OSAMA BIN LADEN’S latest hit, his "I’m still alive" tirade, contains plenty of the usual anti-American bromides. There are references to "the criminal gang at the White House," charges that America is "killing our sons," and a rousting declaration that U.S. foreign policy is "based on an openly proclaimed intention to dominate the world."
Actually, that last part’s not true. For all his vitriolic ranting, the Wahhabi caveman never went so far as to claim that President George W. Bush is hell-bent on global dominance. The third quote listed above comes not from bin Laden, but that other (occasionally) bearded madman, Al Gore.
But maybe I’m not being fair—to bin Laden. After all, Osama at least seems to have a sound understanding of who’s on which side in the War on Terror. That can’t be said for the former vice president.
While both condemn the forthcoming U.S. invasion of Iraq, it’s bin Laden who does so for logical reasons—he sees an American-led regime change in Baghdad as a setback to his goal of a brutally Islamicized world. But in his own "I’m still alive" tirade—the anti-war speech he delivered in San Francisco back in September—Gore warned that "the war against terror manifestly requires broad and continuous international cooperation," which would be "be severely damaged by unilateral action against Iraq." In other words, we can fight terror or we can fight Iraq, but not both; the two are wholly incompatible.

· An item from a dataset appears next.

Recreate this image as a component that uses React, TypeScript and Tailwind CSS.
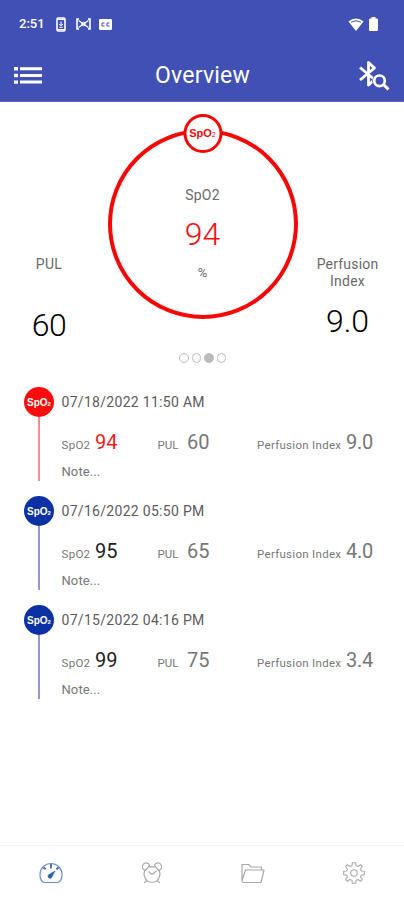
type Reading = {
  date: string;
  spo2: string;
  pul: string;
  pi: string;
  alert?: boolean;
};

const readings: Reading[] = [
  { date: "07/18/2022 11:50 AM", spo2: "94", pul: "60", pi: "9.0", alert: true },
  { date: "07/16/2022 05:50 PM", spo2: "95", pul: "65", pi: "4.0" },
  { date: "07/15/2022 04:16 PM", spo2: "99", pul: "75", pi: "3.4" },
];

function StatusBar() {
  return (
    <div className="flex h-12 items-center pl-[19px] pr-[26px]">
      <span className="w-[37px] text-[13px] font-medium leading-4">2:51</span>
      <svg width="10" height="15" viewBox="0 0 10 15" fill="none" stroke="currentColor">
        <rect x="1" y="1" width="8" height="13" rx="1.2" strokeWidth="1.6" />
        <path d="M1 2.3h8M1 12.7h8" strokeWidth="1.2" />
        <path d="M5 4.5v4M3.2 7 5 8.9 6.8 7M3.3 10.3h3.4" strokeWidth="1" />
      </svg>
      <svg className="ml-[10px]" width="15" height="12" viewBox="0 0 15 12" fill="none" stroke="currentColor">
        <path d="M3 1H1v10h2M12 1h2v10h-2" strokeWidth="1.6" />
        <path d="M2.5 2.5 7.5 6l5-3.5M2.5 9.5l5-3.5 5 3.5" strokeWidth="1.3" />
        <circle cx="7.5" cy="6" r="1.8" strokeWidth="1" />
      </svg>
      <svg className="ml-[8px]" width="13" height="11" viewBox="0 0 13 11">
        <rect width="13" height="11" rx="1.2" fill="currentColor" />
        <path d="M5.5 4H3v3h2.5M10.5 4H8v3h2.5" fill="none" stroke="#4150b5" strokeWidth="1" />
      </svg>
      <svg className="ml-auto" width="16" height="13" viewBox="0 0 16 13">
        <path d="M8 13 .5 3.5Q4 .5 8 .5t7.5 3Z" fill="currentColor" />
        <path d="M3 4.2Q8 1.2 13 4.2" fill="none" stroke="#4150b5" strokeWidth="1" />
      </svg>
      <svg className="ml-[5px]" width="9" height="14" viewBox="0 0 9 14" fill="currentColor">
        <path d="M2.5 0h4v1.5h1.3Q9 1.5 9 2.7v10Q9 14 7.8 14H1.2Q0 14 0 12.7v-10Q0 1.5 1.2 1.5h1.3Z" />
      </svg>
    </div>
  );
}

function Header() {
  return (
    <header className="h-[102px] border-b border-[#5a67bd] bg-[#4150b5] text-white">
      <StatusBar />
      <div className="flex h-[54px] items-center justify-between px-[14px]">
        <svg width="28" height="17" viewBox="0 0 28 17" fill="currentColor">
          <path d="M0 0h4v3.4H0zM0 6.8h4v3.4H0zM0 13.4h4v3.4H0z" />
          <path d="M6 .2h22v3H6zM6 7h22v3H6zM6 13.6h22v3H6z" />
        </svg>
        <h1 className="pl-[4px] pt-[2px] text-[23px] leading-7 tracking-[0.2px]">Overview</h1>
        <svg width="31" height="31" viewBox="0 0 31 31" fill="none" stroke="currentColor">
          <path d="M1 7.5 15.500 19.500 9.500 25V2.500l6 5.500L1 20" strokeWidth="2.8" strokeLinejoin="round" />
          <circle cx="20.500" cy="20.800" r="7.200" fill="#4150b5" stroke="none" />
          <circle cx="20.500" cy="20.800" r="5.300" strokeWidth="2.700" />
          <path d="m24.500 24.500 5 5" strokeWidth="3" />
        </svg>
      </div>
    </header>
  );
}

function Gauge() {
  return (
    <section className="grid h-[241px] grid-cols-[98px_1fr_98px] pl-px text-[#6a6a6a]">
      <div className="flex flex-col items-center pr-[2px] pt-[153px]">
        <span className="text-[14px] leading-[18px] tracking-[0.3px]">PUL</span>
        <span className="mt-[34px] text-[32px] font-light leading-9 tracking-[-0.5px] text-black">60</span>
      </div>
      <div className="relative mx-auto mt-[27px] flex size-[190px] flex-col items-center rounded-full border-[4px] border-[#f40808]">
        <span className="absolute left-1/2 top-[-19px] flex size-[39px] -translate-x-1/2 items-center justify-center rounded-full border-[3px] border-[#f40808] bg-white font-['Liberation_Sans',sans-serif] text-[11px] font-bold text-[#f40808]">
          SpO<sub className="text-[7px] font-normal">2</sub>
        </span>
        <span className="mt-[53px] text-[14px] leading-[18px] tracking-[0.2px]">SpO2</span>
        <span className="mt-[12px] text-[32px] font-light leading-9 text-[#f01010]">94</span>
        <span className="mt-[12px] text-[13px] leading-[18px]">%</span>
      </div>
      <div className="flex flex-col items-center pr-[15px] pt-[154px]">
        <span className="w-[68px] text-center text-[14px] leading-[17px] tracking-[0.2px]">Perfusion Index</span>
        <span className="mt-[13px] text-[32px] font-light leading-9 text-black">9.0</span>
      </div>
    </section>
  );
}

function Pager() {
  return (
    <div className="flex h-[30px] items-center justify-center gap-[3px] pl-px">
      {[0, 1, 2, 3].map((i) => (
        <span
          key={i}
          className={`size-[9.5px] rounded-full border border-[#bbb] ${i === 2 ? "bg-[#bbb]" : ""}`}
        />
      ))}
    </div>
  );
}

function ReadingRow({ r }: { r: Reading }) {
  return (
    <li className="flex h-[109px] pl-[24px]">
      <div className="flex w-[30px] flex-col items-center">
        <span
          className={`flex size-[30px] items-center justify-center rounded-full font-['Liberation_Sans',sans-serif] text-[10px] font-bold text-white ${
            r.alert ? "bg-[#fb0d0d]" : "bg-[#0b31a5]"
          }`}
        >
          SpO<sub className="text-[6px]">2</sub>
        </span>
        <span className={`h-[64px] w-[1.5px] ${r.alert ? "bg-[#f98b94]" : "bg-[#9898c8]"}`} />
      </div>
      <div className="flex-1 pl-[7.5px] text-[#777]">
        <div className="pt-[6px] text-[14px] leading-[18px] tracking-[0.3px] text-[#5c5c5c]">{r.date}</div>
        <div className="mt-[19px] flex items-baseline leading-6">
          <span className="w-[33.5px] text-[11.5px] tracking-[0.3px]">SpO2</span>
          <span className={`w-[62.5px] text-[20px] ${r.alert ? "text-[#f01c1c]" : "text-[#222]"}`}>{r.spo2}</span>
          <span className="w-[29.5px] text-[11.5px]">PUL</span>
          <span className="w-[70px] text-[20px]">{r.pul}</span>
          <span className="w-[89px] text-[11.5px] tracking-[0.3px]">Perfusion Index</span>
          <span className="text-[20px] tracking-[-0.2px]">{r.pi}</span>
        </div>
        <div className="mt-[6px] text-[13px] leading-[18px] tracking-[0.1px]">Note...</div>
      </div>
    </li>
  );
}

function TabBar() {
  return (
    <nav className="mt-auto grid h-[55px] grid-cols-4 items-center justify-items-center border-t border-[#f3f3f3] text-[#aaa]">
      <svg width="24" height="22" viewBox="0 0 24 22" fill="none" stroke="#6c8fca" strokeWidth="1.2">
        <path d="M5 20.5Q1 19 1 12.500a11 11 0 0 1 22 0q0 6.500-4 8Z" strokeLinejoin="round" />
        <path d="M12 2v4.500M4.5 5.500l2.200 1.800M19.5 5.500l-2.200 1.800" stroke="#3c6cb5" strokeWidth="1.8" />
        <path d="m16 9-5.500 3.300a2 2 0 1 0 2.500 2.500Z" fill="#2460b0" stroke="#2460b0" strokeWidth=".6" />
      </svg>
      <svg width="22" height="22" viewBox="0 0 22 22" fill="none" stroke="currentColor" strokeWidth="1.2">
        <path d="M8 4.8h6M4.5 7.500a8.500 8.500 0 0 0 2 11.500q4.500 2.500 9 0a8.500 8.500 0 0 0 2-11.500" />
        <path d="M4.5 8.500a3.800 3.800 0 1 1 4-5.500l-1.500 2.500ZM17.5 8.500a3.800 3.800 0 1 0-4-5.500l1.500 2.500ZM6 18.500 3 21M16 18.500 19 21M7.500 9.500l3.500 3 4.500-3.500" />
      </svg>
      <svg width="24" height="21" viewBox="0 0 24 21" fill="none" stroke="currentColor" strokeWidth="1.2" strokeLinejoin="round">
        <path d="M1 18V1.500h6.500l2.500 2.500h10.500v3M1 18l3.500-11H23l-3 12.500H2.500Q1 19.500 1 18Z" />
      </svg>
      <svg width="22" height="22" viewBox="0 0 22 22" fill="none" stroke="currentColor" strokeWidth="1.1" strokeLinejoin="round">
        <path d="M9.300.7h3.400l.4 3 2 .8L17.500 2.600 19.400 4.500 17.500 7l.8 2 3 .3v3.400l-3 .4-.8 2 1.900 2.400-1.900 1.900-2.400-1.900-2 .8-.4 3H9.300l-.4-3-2-.8-2.400 1.900-1.900-1.900L4.500 15.100l-.8-2-3-.4V9.300l3-.3.800-2-1.900-2.500 1.900-1.900 2.400 1.900 2-.8Z" />
        <circle cx="11" cy="11" r="3.200" />
      </svg>
    </nav>
  );
}

export default function App() {
  return (
    <div className="flex h-[900px] w-[404px] flex-col bg-white font-['Roboto',sans-serif]">
      <Header />
      <Gauge />
      <Pager />
      <ul className="pt-[14px]">
        {readings.map((r) => (
          <ReadingRow key={r.date} r={r} />
        ))}
      </ul>
      <TabBar />
    </div>
  );
}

Gore’s analysis is a staple of the anti-war left, and it’s widely dispensed through much of the establishment press. The theory holds that Islamist terrorists and quasi-secular Arab dictators like Hussein have nothing in common; in fact, they are sworn enemies. Hussein and his fellow thugs, we are told, live in constant fear of a revolution at the hands of a radicalized Arab Street. Meanwhile, bin Laden and his terrorist cohorts are feverishly plotting the overthrow of insufficiently pious Muslim leaders like Hussein.

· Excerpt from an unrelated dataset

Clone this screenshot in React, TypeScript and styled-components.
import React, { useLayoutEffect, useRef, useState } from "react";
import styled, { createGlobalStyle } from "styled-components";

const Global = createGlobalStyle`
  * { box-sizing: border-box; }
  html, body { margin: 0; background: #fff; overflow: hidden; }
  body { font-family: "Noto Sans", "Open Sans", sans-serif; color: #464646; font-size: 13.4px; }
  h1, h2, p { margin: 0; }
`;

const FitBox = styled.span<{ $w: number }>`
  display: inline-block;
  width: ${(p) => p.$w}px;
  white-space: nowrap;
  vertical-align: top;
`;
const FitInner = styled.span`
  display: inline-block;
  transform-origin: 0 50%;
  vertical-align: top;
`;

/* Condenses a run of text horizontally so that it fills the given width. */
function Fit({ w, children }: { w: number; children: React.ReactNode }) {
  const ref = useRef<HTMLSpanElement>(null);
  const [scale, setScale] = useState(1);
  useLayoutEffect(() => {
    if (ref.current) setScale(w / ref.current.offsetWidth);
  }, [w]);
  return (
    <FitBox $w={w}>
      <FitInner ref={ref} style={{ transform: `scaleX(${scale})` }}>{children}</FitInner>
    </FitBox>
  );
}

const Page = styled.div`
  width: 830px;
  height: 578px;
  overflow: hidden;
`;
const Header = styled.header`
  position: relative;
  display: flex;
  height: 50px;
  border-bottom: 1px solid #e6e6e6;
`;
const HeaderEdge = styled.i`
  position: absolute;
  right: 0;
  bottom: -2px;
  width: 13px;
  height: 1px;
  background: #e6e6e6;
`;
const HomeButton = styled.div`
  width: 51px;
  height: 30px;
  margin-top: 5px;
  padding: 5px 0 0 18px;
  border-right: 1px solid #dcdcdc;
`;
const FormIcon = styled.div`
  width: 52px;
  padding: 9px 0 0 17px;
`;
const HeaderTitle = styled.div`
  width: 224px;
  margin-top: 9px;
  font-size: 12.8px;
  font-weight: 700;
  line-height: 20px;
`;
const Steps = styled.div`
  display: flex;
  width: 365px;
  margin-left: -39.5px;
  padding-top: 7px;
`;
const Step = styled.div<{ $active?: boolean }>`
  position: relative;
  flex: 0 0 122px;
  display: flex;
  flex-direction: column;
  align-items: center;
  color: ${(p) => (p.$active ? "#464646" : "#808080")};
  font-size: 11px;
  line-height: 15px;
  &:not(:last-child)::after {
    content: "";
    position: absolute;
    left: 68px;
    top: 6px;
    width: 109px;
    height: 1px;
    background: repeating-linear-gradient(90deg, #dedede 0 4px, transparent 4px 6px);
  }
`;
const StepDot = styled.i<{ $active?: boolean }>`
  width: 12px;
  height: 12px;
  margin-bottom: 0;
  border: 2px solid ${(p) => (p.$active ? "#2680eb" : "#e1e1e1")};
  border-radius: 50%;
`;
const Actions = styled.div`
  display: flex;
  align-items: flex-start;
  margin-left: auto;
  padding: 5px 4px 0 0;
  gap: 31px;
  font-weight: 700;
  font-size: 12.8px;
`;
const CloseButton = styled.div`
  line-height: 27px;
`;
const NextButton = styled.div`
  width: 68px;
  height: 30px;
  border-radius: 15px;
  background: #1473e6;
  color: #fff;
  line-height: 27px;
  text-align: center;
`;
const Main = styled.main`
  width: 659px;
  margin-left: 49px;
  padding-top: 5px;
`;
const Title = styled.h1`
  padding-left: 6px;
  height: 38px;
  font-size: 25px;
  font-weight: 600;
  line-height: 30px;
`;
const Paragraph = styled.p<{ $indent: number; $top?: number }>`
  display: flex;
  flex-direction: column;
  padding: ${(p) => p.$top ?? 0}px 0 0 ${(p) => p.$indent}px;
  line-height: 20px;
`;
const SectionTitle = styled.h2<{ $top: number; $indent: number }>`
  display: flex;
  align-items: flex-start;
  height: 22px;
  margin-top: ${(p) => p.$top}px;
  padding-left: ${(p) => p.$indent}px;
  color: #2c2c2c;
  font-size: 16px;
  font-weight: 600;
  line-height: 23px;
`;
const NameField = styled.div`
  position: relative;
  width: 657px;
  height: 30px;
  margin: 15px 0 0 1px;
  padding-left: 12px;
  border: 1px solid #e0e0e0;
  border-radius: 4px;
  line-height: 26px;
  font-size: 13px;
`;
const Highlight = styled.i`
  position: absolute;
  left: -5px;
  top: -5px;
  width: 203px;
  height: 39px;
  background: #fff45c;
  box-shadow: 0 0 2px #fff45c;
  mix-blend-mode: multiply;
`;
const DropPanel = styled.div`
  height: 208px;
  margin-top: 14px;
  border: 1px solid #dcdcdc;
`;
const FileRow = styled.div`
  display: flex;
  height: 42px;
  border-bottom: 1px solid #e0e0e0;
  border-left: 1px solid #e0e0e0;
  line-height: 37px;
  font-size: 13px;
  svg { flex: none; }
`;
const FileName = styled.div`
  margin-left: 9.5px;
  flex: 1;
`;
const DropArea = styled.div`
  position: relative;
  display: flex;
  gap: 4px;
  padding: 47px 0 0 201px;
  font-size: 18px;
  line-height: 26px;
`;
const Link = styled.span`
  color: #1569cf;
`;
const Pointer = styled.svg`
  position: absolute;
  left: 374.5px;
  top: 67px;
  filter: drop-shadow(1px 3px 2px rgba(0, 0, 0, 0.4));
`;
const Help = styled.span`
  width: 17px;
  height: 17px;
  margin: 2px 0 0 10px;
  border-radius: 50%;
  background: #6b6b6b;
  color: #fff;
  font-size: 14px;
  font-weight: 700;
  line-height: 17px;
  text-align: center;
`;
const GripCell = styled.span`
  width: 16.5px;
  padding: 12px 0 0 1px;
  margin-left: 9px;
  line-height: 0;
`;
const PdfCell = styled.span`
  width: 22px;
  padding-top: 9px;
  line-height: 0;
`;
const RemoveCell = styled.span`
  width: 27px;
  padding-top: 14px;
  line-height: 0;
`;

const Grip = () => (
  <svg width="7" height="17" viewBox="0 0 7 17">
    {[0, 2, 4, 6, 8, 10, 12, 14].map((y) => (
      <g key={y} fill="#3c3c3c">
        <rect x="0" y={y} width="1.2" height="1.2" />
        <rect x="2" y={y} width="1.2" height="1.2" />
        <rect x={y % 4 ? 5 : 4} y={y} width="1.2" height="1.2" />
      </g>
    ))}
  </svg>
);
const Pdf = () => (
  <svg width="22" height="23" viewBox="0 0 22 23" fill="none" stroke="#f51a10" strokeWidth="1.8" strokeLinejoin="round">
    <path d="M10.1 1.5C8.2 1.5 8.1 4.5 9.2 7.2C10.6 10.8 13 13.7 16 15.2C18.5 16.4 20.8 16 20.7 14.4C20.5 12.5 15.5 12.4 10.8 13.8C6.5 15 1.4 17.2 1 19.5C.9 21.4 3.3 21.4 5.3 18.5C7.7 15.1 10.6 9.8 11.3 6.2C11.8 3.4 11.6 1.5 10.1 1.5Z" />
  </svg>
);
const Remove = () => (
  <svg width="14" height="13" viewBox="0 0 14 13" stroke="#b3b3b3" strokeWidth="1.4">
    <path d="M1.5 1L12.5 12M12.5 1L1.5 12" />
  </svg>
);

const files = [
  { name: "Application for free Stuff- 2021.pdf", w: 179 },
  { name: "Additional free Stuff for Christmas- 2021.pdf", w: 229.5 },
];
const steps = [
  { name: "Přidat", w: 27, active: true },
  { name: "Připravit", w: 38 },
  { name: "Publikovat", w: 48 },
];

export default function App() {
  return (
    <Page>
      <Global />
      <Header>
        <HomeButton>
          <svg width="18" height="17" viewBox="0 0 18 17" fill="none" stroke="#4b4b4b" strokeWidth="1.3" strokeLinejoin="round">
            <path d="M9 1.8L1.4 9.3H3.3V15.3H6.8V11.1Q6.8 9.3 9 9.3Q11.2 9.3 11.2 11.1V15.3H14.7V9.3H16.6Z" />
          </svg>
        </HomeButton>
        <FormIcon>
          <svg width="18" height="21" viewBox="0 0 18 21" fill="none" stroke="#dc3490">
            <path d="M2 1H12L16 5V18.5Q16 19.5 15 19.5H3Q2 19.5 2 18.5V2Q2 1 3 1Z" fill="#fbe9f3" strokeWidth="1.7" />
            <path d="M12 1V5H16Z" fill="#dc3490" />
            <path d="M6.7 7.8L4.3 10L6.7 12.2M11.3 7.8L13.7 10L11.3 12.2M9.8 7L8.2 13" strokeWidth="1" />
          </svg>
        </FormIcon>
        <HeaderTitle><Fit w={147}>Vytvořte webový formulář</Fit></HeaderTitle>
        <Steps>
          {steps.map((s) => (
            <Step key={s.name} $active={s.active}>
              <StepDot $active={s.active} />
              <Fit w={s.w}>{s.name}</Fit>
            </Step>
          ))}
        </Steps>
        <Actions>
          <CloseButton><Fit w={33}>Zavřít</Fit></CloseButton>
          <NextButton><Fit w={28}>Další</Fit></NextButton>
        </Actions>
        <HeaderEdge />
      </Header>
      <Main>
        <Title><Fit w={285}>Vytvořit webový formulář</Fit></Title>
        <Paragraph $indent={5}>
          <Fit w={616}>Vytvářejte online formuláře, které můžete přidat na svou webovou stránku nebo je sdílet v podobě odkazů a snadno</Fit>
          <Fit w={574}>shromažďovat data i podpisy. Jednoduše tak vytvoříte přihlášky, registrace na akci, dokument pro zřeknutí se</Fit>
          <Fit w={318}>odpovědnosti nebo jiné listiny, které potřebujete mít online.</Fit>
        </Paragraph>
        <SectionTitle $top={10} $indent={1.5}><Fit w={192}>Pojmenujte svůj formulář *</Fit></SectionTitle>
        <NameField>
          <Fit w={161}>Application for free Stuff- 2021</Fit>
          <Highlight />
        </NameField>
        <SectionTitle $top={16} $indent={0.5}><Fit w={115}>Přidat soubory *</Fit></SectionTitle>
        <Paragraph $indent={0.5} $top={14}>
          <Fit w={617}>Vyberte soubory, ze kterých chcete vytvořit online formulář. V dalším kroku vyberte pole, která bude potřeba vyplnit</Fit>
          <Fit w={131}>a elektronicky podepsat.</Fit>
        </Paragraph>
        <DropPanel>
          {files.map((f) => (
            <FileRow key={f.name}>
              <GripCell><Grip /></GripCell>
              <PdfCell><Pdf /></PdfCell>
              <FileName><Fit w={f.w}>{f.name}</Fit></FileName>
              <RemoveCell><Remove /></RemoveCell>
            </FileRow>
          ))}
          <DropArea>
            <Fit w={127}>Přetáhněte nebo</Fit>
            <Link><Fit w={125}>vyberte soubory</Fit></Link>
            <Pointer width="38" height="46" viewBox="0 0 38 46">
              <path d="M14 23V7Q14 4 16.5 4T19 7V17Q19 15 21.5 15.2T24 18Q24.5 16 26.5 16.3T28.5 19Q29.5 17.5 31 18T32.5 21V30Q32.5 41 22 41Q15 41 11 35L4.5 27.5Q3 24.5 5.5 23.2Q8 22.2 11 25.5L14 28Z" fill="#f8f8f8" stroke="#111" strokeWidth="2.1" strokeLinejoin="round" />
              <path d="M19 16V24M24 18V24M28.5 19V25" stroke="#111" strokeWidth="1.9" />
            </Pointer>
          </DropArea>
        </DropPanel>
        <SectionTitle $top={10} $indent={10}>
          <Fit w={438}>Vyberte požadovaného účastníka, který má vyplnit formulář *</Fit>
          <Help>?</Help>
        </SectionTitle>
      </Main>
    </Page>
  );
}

But it’s hard to detect any of the purported antipathy between Hussein and bin Laden in the latter’s latest fireside chat. "If you can’t look at your dead and the dead of your allies," the al Qaeda leader warns his enemies, "then remember to look at our dead from among the children in Palestine and Iraq ... and our dead who were deliberately killed in weddings in Afghanistan."

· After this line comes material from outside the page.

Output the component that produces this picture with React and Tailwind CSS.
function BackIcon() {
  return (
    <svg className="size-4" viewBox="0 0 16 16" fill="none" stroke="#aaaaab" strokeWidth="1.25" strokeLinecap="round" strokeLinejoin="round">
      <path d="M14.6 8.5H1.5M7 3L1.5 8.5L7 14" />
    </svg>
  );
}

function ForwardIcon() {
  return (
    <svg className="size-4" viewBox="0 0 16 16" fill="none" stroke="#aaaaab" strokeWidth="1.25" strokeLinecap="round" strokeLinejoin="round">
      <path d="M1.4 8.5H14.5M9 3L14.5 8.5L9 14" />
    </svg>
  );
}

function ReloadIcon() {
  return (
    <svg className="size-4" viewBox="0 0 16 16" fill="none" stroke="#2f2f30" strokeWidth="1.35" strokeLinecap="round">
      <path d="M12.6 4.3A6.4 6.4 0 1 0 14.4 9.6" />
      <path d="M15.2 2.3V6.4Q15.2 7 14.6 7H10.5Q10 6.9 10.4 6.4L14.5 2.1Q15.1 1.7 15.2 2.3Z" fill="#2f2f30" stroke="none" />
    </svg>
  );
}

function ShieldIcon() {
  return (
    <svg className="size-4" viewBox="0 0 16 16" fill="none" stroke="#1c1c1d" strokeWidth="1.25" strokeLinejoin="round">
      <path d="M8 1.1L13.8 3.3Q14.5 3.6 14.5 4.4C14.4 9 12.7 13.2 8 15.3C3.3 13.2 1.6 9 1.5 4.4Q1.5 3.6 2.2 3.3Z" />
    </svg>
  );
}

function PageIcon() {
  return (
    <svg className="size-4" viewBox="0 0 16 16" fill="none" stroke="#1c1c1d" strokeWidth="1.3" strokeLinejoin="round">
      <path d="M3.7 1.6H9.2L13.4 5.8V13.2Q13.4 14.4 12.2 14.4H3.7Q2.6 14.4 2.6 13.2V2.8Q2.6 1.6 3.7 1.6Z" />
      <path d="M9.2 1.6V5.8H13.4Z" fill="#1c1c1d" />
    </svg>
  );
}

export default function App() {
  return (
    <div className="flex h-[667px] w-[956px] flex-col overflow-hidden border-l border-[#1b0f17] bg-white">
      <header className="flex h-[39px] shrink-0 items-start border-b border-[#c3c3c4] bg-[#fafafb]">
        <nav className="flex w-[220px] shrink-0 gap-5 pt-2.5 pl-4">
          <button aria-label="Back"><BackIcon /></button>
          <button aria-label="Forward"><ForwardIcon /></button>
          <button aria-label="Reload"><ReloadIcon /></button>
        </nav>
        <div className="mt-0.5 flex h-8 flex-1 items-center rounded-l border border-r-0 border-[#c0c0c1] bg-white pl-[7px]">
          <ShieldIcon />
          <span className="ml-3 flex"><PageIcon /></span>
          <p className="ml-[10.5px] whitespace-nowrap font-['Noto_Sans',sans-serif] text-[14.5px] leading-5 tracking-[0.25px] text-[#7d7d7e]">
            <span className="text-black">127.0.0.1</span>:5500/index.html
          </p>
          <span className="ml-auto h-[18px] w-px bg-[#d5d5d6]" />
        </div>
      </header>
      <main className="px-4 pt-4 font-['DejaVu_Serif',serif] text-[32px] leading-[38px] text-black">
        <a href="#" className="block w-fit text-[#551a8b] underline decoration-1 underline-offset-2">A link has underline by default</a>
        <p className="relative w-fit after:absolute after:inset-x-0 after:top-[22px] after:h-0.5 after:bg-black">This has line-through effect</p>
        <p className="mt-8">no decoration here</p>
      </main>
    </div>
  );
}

Bin Laden’s grouping of victims of a U.S. attack in Iraq along with the Muslim dead in Israel and Afghanistan is a powerful statement. It suggests that al Qaeda stands with the Iraqi regime just as surely as it does with the supposed martyrs of the Islamic world (the Palestinians) and the guardians of Islamic purity (the Taliban). Clearly, any aversion bin Laden has toward Iraqi Ba’athism is subordinate to his hatred of Western culture and the United States. Rather than taking glee at the prospect of two "enemies" going to war with one another, bin Laden has chosen Saddam in the impending U.S.-Iraqi conflict.
Hussein might not live up to Taliban standards of Islamic orthodoxy, but bin Laden understands that in war, allies need not agree on everything. He’ll postpone Islam’s intramural squabbles until after jihad has rid the world of infidels. Till then, the Islamists and the Ba’athists can get along just fine.
That’s clearly how Hussein sees it, too. Rather than denouncing 9/11 and other related acts of terrorism, the Iraqi tyrant has been silent at best, or, at times, outright supportive. To commemorate this year’s anniversary of Sept. 11, an Iraqi state-owned newspaper infamously ran a picture of the burning World Trade Centers towers with the headline, "God’s Punishment."
Far from turning his back on the terrorism of the Arab world, Hussein actively underwrites it by paying $25,000 to the families of dead Palestinian terror-bombers. And to show his renewed commitment to terror, he recently vowed to retaliate against an American strike by launching missiles at Israel, just to make sure that if he’s going down, he’ll take as many innocent Jews along with him as possible.
America’s enemies understand quite well who’s on which side in the war on terror. It’s only America’s leftists who have a dangerously hard time making the distinctions.
In Gore’s mind, Bush’s designs on Iraq are all part of a broader plan—an "openly proclaimed" one, no less—to conquer the world. In his San Francisco speech, Gore even made grotesque comparisons between the next phase in the War on Terror, the Soviet invasion of Afghanistan, and a hypothetical Chinese attack on Taiwan.
It’s impossible to miss Gore these days. He’s on Letterman, the "Today" show, "Saturday Night Live," the pages of Time, and most anywhere else he can get some attention, ostensibly to publicize two new books he’s written with his wife. By all indications, he’s testing the presidential waters for 2004, and also testing the political potency of his anti-war shtick.
Gore apparently senses a resurgent "peace" movement out there, and envisions himself as its leader. Knee-jerk pacifism is still live, just as surely as bin Laden is, and it’s no surprise that the two sound so much alike.